Caught up in one or more of these views, single people often grow frustrated with God, thinking He must’ve forgotten about them.

a different view on being single

But God sees singleness differently, not as a curse, but as an opportunity to show the breadth of His love to the world. Set free from needing to invest in a marriage, single people have the time, energy, and flexibility to love a much wider range of people. By not getting married, God has allowed me to invest in so many people that I never would have had time for otherwise. I’ve been able to learn from older adults, mentor younger friends, serve people in other countries, and spend time with outsiders.

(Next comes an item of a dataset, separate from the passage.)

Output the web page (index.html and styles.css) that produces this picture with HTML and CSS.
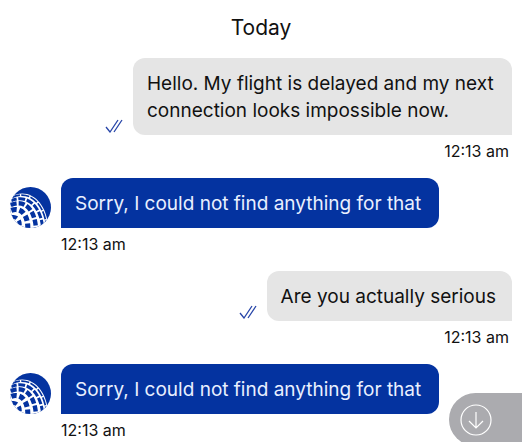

This call to show the breadth of God’s love has made my life so rich. God’s used this flexibility to introduce me to some incredible people and give me amazing experiences. I never planned to still be single, but I see God’s wisdom is using my life this way to do things my married friends can’t. Because God uses single and married people to show His love in different ways, we have to stop viewing each path as better or worse than the other, and see them instead as different callings with unique opportunities, struggles, and tradeoffs.

then why’s it so hard?

But knowing that God’s called you to love broadly doesn’t magically solve the difficulties of being single. It’s easy to grow impatient with God, frustrated that He hasn’t given you the deep love of marriage. While my calling as a single person can be exhilarating, I still struggle at times with feeling empty and like a failure. After all, both progressive and traditional culture tell me if I were successful I’d be married by now.

The answer to this feeling is found through another single person who never lived up to his family’s, friends’, or hometown’s expectations. Jesus disappointed a lot of people throughout His life, never fulfilling their cultural narratives, i.e. idols. Because of that, His whole society thought He was a failure, especially after He died alone, abandoned, and in disgrace.

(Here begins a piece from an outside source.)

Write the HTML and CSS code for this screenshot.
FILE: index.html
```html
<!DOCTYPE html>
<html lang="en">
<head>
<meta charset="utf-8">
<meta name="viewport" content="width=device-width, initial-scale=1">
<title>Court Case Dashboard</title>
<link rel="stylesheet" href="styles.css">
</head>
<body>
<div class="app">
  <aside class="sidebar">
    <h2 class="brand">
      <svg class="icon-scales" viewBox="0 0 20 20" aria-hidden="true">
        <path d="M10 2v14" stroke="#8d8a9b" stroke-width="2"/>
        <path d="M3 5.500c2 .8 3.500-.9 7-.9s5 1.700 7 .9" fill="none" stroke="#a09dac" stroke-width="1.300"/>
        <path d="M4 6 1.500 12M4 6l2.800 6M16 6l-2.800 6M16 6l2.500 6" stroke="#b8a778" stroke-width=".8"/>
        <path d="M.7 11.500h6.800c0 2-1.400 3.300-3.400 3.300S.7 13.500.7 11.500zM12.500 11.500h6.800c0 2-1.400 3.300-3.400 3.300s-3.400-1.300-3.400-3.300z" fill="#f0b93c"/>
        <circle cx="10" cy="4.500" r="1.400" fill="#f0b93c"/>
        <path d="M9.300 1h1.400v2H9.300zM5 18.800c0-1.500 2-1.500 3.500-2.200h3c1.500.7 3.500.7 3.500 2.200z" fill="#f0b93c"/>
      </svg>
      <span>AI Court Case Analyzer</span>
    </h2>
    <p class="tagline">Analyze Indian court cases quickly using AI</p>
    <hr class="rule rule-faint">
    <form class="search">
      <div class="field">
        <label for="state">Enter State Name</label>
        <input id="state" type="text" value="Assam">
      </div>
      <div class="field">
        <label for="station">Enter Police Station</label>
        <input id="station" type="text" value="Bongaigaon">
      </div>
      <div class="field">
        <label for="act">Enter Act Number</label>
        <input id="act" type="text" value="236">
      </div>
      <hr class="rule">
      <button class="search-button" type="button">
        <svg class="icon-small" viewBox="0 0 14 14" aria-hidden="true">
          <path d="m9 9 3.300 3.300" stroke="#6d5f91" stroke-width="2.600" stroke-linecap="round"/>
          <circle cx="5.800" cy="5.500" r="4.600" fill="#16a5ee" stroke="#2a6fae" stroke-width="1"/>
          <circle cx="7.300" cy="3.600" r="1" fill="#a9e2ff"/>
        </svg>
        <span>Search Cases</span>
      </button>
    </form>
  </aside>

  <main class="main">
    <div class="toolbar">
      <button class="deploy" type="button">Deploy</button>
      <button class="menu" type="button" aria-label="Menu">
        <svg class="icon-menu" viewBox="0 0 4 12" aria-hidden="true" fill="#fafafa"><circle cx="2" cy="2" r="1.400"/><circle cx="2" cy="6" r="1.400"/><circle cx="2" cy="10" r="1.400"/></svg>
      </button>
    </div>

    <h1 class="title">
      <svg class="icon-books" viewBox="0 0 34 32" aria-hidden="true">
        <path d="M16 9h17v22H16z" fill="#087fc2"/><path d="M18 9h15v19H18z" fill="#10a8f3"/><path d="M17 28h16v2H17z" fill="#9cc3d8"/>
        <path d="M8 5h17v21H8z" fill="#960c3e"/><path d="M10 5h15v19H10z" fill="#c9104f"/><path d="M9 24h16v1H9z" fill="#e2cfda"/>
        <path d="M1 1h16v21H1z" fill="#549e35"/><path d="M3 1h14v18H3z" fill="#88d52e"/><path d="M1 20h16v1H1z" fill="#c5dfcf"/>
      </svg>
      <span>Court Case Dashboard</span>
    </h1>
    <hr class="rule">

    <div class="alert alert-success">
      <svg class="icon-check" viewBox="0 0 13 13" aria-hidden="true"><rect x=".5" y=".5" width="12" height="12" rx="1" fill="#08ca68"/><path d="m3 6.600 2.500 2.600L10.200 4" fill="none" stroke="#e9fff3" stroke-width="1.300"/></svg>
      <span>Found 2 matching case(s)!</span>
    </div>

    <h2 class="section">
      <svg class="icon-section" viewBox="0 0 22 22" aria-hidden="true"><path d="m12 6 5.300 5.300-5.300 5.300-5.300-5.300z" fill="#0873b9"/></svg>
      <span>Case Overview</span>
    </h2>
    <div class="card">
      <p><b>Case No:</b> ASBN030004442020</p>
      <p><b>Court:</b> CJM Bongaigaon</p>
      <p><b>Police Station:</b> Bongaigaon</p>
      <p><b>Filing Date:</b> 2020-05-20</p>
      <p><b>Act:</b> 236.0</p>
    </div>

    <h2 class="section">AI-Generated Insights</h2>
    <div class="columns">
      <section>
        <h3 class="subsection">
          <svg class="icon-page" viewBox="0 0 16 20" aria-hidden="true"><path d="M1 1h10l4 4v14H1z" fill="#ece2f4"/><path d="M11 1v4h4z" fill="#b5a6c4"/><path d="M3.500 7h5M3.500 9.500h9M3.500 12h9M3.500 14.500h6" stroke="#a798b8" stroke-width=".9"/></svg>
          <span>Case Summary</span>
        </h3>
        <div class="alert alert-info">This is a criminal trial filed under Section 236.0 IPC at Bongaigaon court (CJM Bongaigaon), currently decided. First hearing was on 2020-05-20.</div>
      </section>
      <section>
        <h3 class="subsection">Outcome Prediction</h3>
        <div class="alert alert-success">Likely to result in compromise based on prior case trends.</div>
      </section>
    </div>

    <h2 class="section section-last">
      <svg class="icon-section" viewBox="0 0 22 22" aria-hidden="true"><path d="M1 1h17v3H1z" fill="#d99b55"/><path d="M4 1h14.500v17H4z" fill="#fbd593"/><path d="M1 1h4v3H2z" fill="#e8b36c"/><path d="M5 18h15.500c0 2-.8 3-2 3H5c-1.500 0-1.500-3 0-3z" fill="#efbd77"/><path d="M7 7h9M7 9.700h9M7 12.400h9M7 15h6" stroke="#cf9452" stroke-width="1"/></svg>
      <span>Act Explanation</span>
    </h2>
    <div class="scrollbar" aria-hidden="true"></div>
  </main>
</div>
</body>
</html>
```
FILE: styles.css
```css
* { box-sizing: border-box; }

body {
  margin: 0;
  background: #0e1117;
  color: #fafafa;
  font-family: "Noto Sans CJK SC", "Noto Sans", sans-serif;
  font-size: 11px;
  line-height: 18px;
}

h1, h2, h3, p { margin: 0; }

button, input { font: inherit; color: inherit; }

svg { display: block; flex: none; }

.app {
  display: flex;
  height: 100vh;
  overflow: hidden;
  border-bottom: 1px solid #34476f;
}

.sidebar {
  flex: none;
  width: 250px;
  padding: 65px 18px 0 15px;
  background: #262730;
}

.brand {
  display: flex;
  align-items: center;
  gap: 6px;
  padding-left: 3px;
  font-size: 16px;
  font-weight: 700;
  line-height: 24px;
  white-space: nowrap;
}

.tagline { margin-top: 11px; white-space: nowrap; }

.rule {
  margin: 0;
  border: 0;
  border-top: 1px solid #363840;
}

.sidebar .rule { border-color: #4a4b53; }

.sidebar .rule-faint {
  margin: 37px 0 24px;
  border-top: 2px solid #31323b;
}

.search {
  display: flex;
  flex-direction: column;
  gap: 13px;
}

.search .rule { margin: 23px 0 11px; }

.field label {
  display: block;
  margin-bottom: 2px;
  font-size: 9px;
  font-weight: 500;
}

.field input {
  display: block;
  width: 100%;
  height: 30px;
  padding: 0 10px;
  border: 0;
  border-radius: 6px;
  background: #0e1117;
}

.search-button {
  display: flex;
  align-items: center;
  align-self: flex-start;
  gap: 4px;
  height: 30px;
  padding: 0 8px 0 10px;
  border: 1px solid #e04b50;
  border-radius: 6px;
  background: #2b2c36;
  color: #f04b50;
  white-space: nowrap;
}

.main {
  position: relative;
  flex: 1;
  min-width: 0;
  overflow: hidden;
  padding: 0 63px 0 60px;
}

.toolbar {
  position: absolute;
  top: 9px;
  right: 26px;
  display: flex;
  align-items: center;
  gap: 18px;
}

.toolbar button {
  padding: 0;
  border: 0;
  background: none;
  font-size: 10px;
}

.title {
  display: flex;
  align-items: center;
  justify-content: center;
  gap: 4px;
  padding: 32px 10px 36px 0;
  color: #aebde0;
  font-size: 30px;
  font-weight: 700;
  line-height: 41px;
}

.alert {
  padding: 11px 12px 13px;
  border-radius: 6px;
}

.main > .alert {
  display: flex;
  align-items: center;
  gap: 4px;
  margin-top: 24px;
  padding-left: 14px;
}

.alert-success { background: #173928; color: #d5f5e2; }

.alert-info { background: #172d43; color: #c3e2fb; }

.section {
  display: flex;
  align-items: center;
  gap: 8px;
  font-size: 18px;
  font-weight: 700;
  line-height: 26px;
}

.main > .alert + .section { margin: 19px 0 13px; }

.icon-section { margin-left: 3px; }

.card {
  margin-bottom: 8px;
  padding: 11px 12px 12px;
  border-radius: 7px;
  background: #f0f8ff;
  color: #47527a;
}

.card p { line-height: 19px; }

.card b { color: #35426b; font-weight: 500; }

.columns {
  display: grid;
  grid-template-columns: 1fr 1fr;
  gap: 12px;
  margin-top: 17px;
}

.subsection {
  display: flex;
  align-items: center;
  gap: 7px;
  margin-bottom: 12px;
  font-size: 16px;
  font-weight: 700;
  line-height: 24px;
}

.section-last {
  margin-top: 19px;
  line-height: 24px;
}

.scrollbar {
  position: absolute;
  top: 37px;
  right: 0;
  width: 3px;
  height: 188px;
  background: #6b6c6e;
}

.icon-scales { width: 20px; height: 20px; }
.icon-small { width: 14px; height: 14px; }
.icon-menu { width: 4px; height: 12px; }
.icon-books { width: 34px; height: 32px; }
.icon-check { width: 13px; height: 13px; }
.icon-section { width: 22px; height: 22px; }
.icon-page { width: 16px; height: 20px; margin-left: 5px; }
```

But yet Jesus lived the most successful life ever. How? Because Jesus showed the successful life isn’t fulfilling some cultural narrative, but pursuing and obeying God’s call on your life. Jesus followed God’s path for His life, even when it took Him to the most difficult, uncomfortable, and lonely place in the world, the cross.

But because Jesus obeyed God’s call perfectly, every human being, single or married, can now find the true intimacy we’re all looking for with God. While every culture tries to fill the God-shaped hole in our hearts with another person, Jesus says lasting fulfillment is only found in Him.

the key question

As you wrestle with being single, it all comes down to one question: is Jesus enough? Is Jesus where you find love and intimacy, or do you need another person to give you those things? When you find worth, identity, and fulfillment in Jesus, you’ll slowly be set free from trying to validate your life by marriage, and can instead rest in God’s plan for your life. Your singleness, whether it’s for a few more years or the rest of your life, isn’t a sign of failure, but a witness to how our deepest longings are only truly fulfilled through Jesus.